A Michigan wind storm blew through on March 7 and 8 and cut power to more than 1.1 million Michigan residents – an all-time combined record – and was one of Consumers Energy's most devastating storms in its 130-year history. Consumers Energy employees worked around the clock to turn power back on to over 360,000 homes affected by the historic wind event.
"From the wire guard, to the line clearing crew, to the call center representative, to the line worker laboring high off the ground, many employees involved in this restoration have positive stories to tell about interactions with many kind residents affected by the storm," said Patti Poppe, Consumers Energy's president and CEO. "These stories help explain why it is so rewarding to serve and fulfill our promises to our customers and we thank them for their patience."
More than 12 hours of fierce winds, some in excess of 60 mph, impacted much of Michigan's Lower Peninsula. The historic storm:
- Broke more than 1,300 Consumers Energy utility poles.
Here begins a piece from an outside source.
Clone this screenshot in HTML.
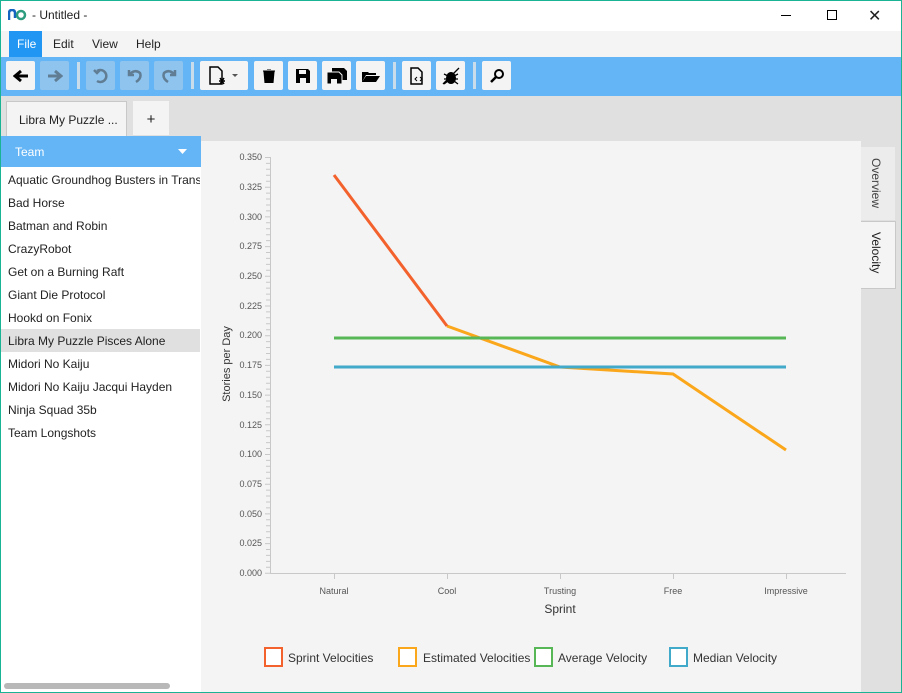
<!DOCTYPE html>
<html><head><meta charset="utf-8"><style>
*{margin:0;padding:0;box-sizing:border-box}
body{width:902px;height:693px;overflow:hidden;font-family:"Liberation Sans",sans-serif;font-size:12px;color:#222;background:#e0e0e0;position:relative}
.abs{position:absolute}
.btn{position:absolute;top:61px;width:29px;height:29px;background:#f4f4f4;border-radius:2px;display:flex;align-items:center;justify-content:center}
.dis{background:#8fc4ee}
.sep{position:absolute;top:62px;width:3px;height:27px;background:#c9dcea}
.li{position:absolute;left:8px;font-size:12px;color:#222}
</style></head><body>
<div class="abs" style="left:0;top:0;width:902px;height:693px;border:1px solid #1ab394;z-index:10;pointer-events:none"></div>
<div class="abs" style="left:0;top:0;width:902px;height:31px;background:#fff"></div>
<svg class="abs" style="left:8px;top:9px" width="20" height="12"><path d="M1 11 V4 Q1 1 4 1 Q7 1 7 4 V9" stroke="#1565c0" stroke-width="2.5" fill="none"/><circle cx="13" cy="6" r="4" stroke="#2e9c7f" stroke-width="2.5" fill="none"/></svg>
<div class="abs" style="left:32px;top:8px;font-size:12px">- Untitled -</div>
<div class="abs" style="left:781px;top:15px;width:10px;height:1px;background:#000"></div>
<div class="abs" style="left:827px;top:10px;width:10px;height:10px;border:1px solid #000"></div>
<div class="abs" style="left:868px;top:6px;font-size:16px">✕</div>
<div class="abs" style="left:1px;top:31px;width:900px;height:26px;background:#f4f4f4"></div>
<div class="abs" style="left:9px;top:31px;width:33px;height:26px;background:#2196f3;color:#fff;padding:6px 0 0 8px">File</div>
<div class="abs" style="left:53px;top:37px">Edit</div>
<div class="abs" style="left:92px;top:37px">View</div>
<div class="abs" style="left:136px;top:37px">Help</div>
<div class="abs" style="left:1px;top:57px;width:900px;height:39px;background:#64b5f6"></div>
<div class="btn" style="left:6px"><svg width="16" height="14"><path d="M15 7H3M8 2L2 7L8 12" stroke="#000" stroke-width="3" fill="none"/></svg></div>
<div class="btn dis" style="left:40px"><svg width="16" height="14"><path d="M1 7H13M8 2L14 7L8 12" stroke="#607d94" stroke-width="3" fill="none"/></svg></div>
<div class="sep" style="left:77px"></div>
<div class="btn dis" style="left:86px"><svg width="16" height="16"><path d="M4 3A6 6 0 1 1 4 13M1 2L4 5L7 2" stroke="#607d94" stroke-width="2.5" fill="none"/></svg></div>
<div class="btn dis" style="left:120px"><svg width="16" height="16"><path d="M3 6Q8 1 13 5Q15 10 9 14M2 2V7H7" stroke="#607d94" stroke-width="2.5" fill="none"/></svg></div>
<div class="btn dis" style="left:154px"><svg width="16" height="16"><path d="M13 6Q8 1 3 5Q1 10 7 14M14 2V7H9" stroke="#607d94" stroke-width="2.5" fill="none"/></svg></div>
<div class="sep" style="left:191px"></div>
<div class="btn" style="left:200px;width:48px;justify-content:flex-start;padding-left:8px"><svg width="32" height="20"><path d="M2 1H10L14 5V18H2Z" stroke="#000" stroke-width="1.5" fill="none"/><path d="M12 12l4 6M16 12l-4 6M11 15h6" stroke="#000" stroke-width="1.5"/><path d="M24 8h6l-3 3z" fill="#555"/></svg></div>
<div class="btn" style="left:254px"><svg width="12" height="14"><path d="M0 2H12M4 0H8M1 3H11L10 14H2Z" stroke="#000" fill="#000"/></svg></div>
<div class="btn" style="left:288px"><svg width="14" height="14"><path d="M0 0H12L14 2V14H0Z" fill="#000"/><rect x="3" y="1" width="7" height="4" fill="#f4f4f4"/><rect x="4" y="9" width="6" height="5" fill="#f4f4f4"/></svg></div>
<div class="btn" style="left:322px"><svg width="20" height="16"><path d="M5 0H17L20 3V12H5Z" fill="#000"/><path d="M0 4H12L15 7V16H0Z" fill="#000" stroke="#f4f4f4"/><rect x="4" y="11" width="6" height="5" fill="#f4f4f4"/></svg></div>
<div class="btn" style="left:356px"><svg width="18" height="12"><path d="M0 2H6L7 3H14V5H4L0 12Z M4 6H18L14 12H0Z" fill="#000"/></svg></div>
<div class="sep" style="left:393px"></div>
<div class="btn" style="left:402px"><svg width="16" height="18"><path d="M2 1H9L13 5V17H2Z" stroke="#000" stroke-width="1.5" fill="none"/><path d="M8 10l-2 2 2 2M11 10l2 2-2 2" stroke="#000" fill="none"/></svg></div>
<div class="btn" style="left:436px"><svg width="18" height="18"><ellipse cx="9" cy="11" rx="5" ry="6" fill="#000"/><path d="M2 7l4 2M2 12h4M2 17l4-3M16 7l-4 2M16 12h-4M16 17l-4-3M17 1L1 17" stroke="#000" stroke-width="1.3"/></svg></div>
<div class="sep" style="left:473px"></div>
<div class="btn" style="left:482px"><svg width="14" height="14"><circle cx="9" cy="5" r="4" stroke="#000" stroke-width="2" fill="none"/><path d="M6 8L1 13" stroke="#000" stroke-width="2.5"/></svg></div>
<div class="abs" style="left:6px;top:101px;width:121px;height:36px;background:#f4f4f4;border:1px solid #c8c8c8;border-bottom:none;padding:11px 0 0 12px;font-size:12px">Libra My Puzzle ...</div>
<div class="abs" style="left:133px;top:101px;width:36px;height:34px;background:#f4f4f4;text-align:center;padding-top:10px;font-size:15px">+</div>
<div class="abs" style="left:1px;top:136px;width:200px;height:557px;background:#fff"></div>
<div class="abs" style="left:1px;top:136px;width:200px;height:31px;background:#64b5f6;color:#fff;padding:9px 0 0 14px">Team</div>
<svg class="abs" style="left:178px;top:149px" width="10" height="6"><path d="M0 0H9L4.5 5Z" fill="#fff"/></svg>
<div class="abs" style="left:1px;top:329px;width:199px;height:23px;background:#e0e0e0"></div>
<div class="li" style="top:173px;white-space:nowrap;width:192px;overflow:hidden">Aquatic Groundhog Busters in Transl</div>
<div class="li" style="top:196px">Bad Horse</div>
<div class="li" style="top:219px">Batman and Robin</div>
<div class="li" style="top:242px">CrazyRobot</div>
<div class="li" style="top:265px">Get on a Burning Raft</div>
<div class="li" style="top:288px">Giant Die Protocol</div>
<div class="li" style="top:311px">Hookd on Fonix</div>
<div class="li" style="top:334px">Libra My Puzzle Pisces Alone</div>
<div class="li" style="top:357px">Midori No Kaiju</div>
<div class="li" style="top:380px">Midori No Kaiju Jacqui Hayden</div>
<div class="li" style="top:403px">Ninja Squad 35b</div>
<div class="li" style="top:426px">Team Longshots</div>
<div class="abs" style="left:4px;top:683px;width:166px;height:6px;background:#b8b8b8;border-radius:3px"></div>
<div class="abs" style="left:201px;top:141px;width:660px;height:552px;background:#f4f4f4"></div>
<div class="abs" style="left:861px;top:147px;width:34px;height:73px;background:#ececec"></div>
<div class="abs" style="left:861px;top:221px;width:35px;height:68px;background:#f4f4f4;border:1px solid #c8c8c8;border-left:none"></div>
<div class="abs" style="left:869px;top:158px;writing-mode:vertical-rl;font-size:12px;color:#444">Overview</div>
<div class="abs" style="left:869px;top:232px;writing-mode:vertical-rl;font-size:12px;color:#222">Velocity</div>
<svg class="abs" style="left:0;top:0" width="902" height="693" font-family="Liberation Sans,sans-serif">
<g id="ax" stroke="#c8c8c8" stroke-width="1">
<line x1="270.5" y1="157" x2="270.5" y2="573"/>
<line x1="270" y1="573.5" x2="846" y2="573.5"/>
</g>
<g stroke="#c8c8c8">
<path d="M265 157.5h5M265 187.2h5M265 216.9h5M265 246.6h5M265 276.3h5M265 306h5M265 335.7h5M265 365.4h5M265 395.1h5M265 424.8h5M265 454.5h5M265 484.2h5M265 513.9h5M265 543.6h5M265 573.3h5"/>
<path d="M266 163.4h4M266 169.3h4M266 175.3h4M266 181.2h4M266 193.1h4M266 199h4M266 205h4M266 210.9h4M266 222.8h4M266 228.7h4M266 234.7h4M266 240.6h4M266 252.5h4M266 258.4h4M266 264.4h4M266 270.3h4M266 282.2h4M266 288.1h4M266 294.1h4M266 300h4M266 311.9h4M266 317.8h4M266 323.8h4M266 329.7h4M266 341.6h4M266 347.5h4M266 353.5h4M266 359.4h4M266 371.3h4M266 377.2h4M266 383.2h4M266 389.1h4M266 401h4M266 406.9h4M266 412.9h4M266 418.8h4M266 430.7h4M266 436.6h4M266 442.6h4M266 448.5h4M266 460.4h4M266 466.3h4M266 472.3h4M266 478.2h4M266 490.1h4M266 496h4M266 502h4M266 507.9h4M266 519.8h4M266 525.7h4M266 531.7h4M266 537.6h4M266 549.5h4M266 555.4h4M266 561.4h4M266 567.3h4"/>
<path d="M334.5 573v6M447.5 573v6M560.5 573v6M673.5 573v6M786.5 573v6"/>
</g>
<g font-size="9" fill="#555" text-anchor="end">
<text x="262" y="160">0.350</text><text x="262" y="190">0.325</text><text x="262" y="220">0.300</text><text x="262" y="249">0.275</text><text x="262" y="279">0.250</text><text x="262" y="309">0.225</text><text x="262" y="338">0.200</text><text x="262" y="368">0.175</text><text x="262" y="398">0.150</text><text x="262" y="428">0.125</text><text x="262" y="457">0.100</text><text x="262" y="487">0.075</text><text x="262" y="517">0.050</text><text x="262" y="546">0.025</text><text x="262" y="576">0.000</text>
</g>
<g font-size="9" fill="#555" text-anchor="middle">
<text x="334" y="594">Natural</text><text x="447" y="594">Cool</text><text x="560" y="594">Trusting</text><text x="673" y="594">Free</text><text x="786" y="594">Impressive</text>
</g>
<text x="560" y="613" font-size="12" fill="#333" text-anchor="middle">Sprint</text>
<text transform="translate(230 364) rotate(-90)" font-size="11" fill="#333" text-anchor="middle">Stories per Day</text>
<polyline points="447,326 560,367 673,374 786,450" stroke="#fba71b" stroke-width="3" fill="none"/>
<line x1="334" y1="338" x2="786" y2="338" stroke="#57b757" stroke-width="3"/>
<line x1="334" y1="367" x2="786" y2="367" stroke="#41a9c9" stroke-width="3"/>
<polyline points="334,175 447,326" stroke="#f3622d" stroke-width="3" fill="none"/>
<g stroke-width="2" fill="#fff">
<rect x="265" y="648" width="17" height="18" stroke="#f3622d"/>
<rect x="399" y="648" width="17" height="18" stroke="#fba71b"/>
<rect x="535" y="648" width="17" height="18" stroke="#57b757"/>
<rect x="670" y="648" width="17" height="18" stroke="#41a9c9"/>
</g>
<g font-size="12" fill="#333">
<text x="288" y="662">Sprint Velocities</text><text x="423" y="662">Estimated Velocities</text><text x="558" y="662">Average Velocity</text><text x="693" y="662">Median Velocity</text>
</g>
</svg>
</body></html>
- Brought down more than 9,000 electric lines.
- Knocked out electric service to over 360,000 customers – about 20 percent of its 1.8 million customers.
Power was restored completely on Monday as more than 3,400 people were engaged in electric restoration activities across Consumers Energy's service territory; including crews from utilities in Kentucky, Ohio, Illinois, Wisconsin, Iowa and Indiana.
Last week's storm ranks in the top 15 worst in terms of customer outages for Consumers Energy. The largest outage in Consumers Energy's history occurred during a lightning and wind storm when 641,000 customers lost power in late May and early June of 1998. Rounding out the energy provider's top three biggest outage events are a June 1992 lightning and high wind storm that affected 611,000 customers, and a July 1991 wind storm that affected 504,000 customers.
Consumers Energy customers who went without electric service for more than 120 hours during this storm may qualify for a credit.
Consumers Energy, Michigan's largest utility, is the principal subsidiary of CMS Energy, providing natural gas and electricity to 6.7 million of the state's 10 million residents in all 68 Lower Peninsula counties.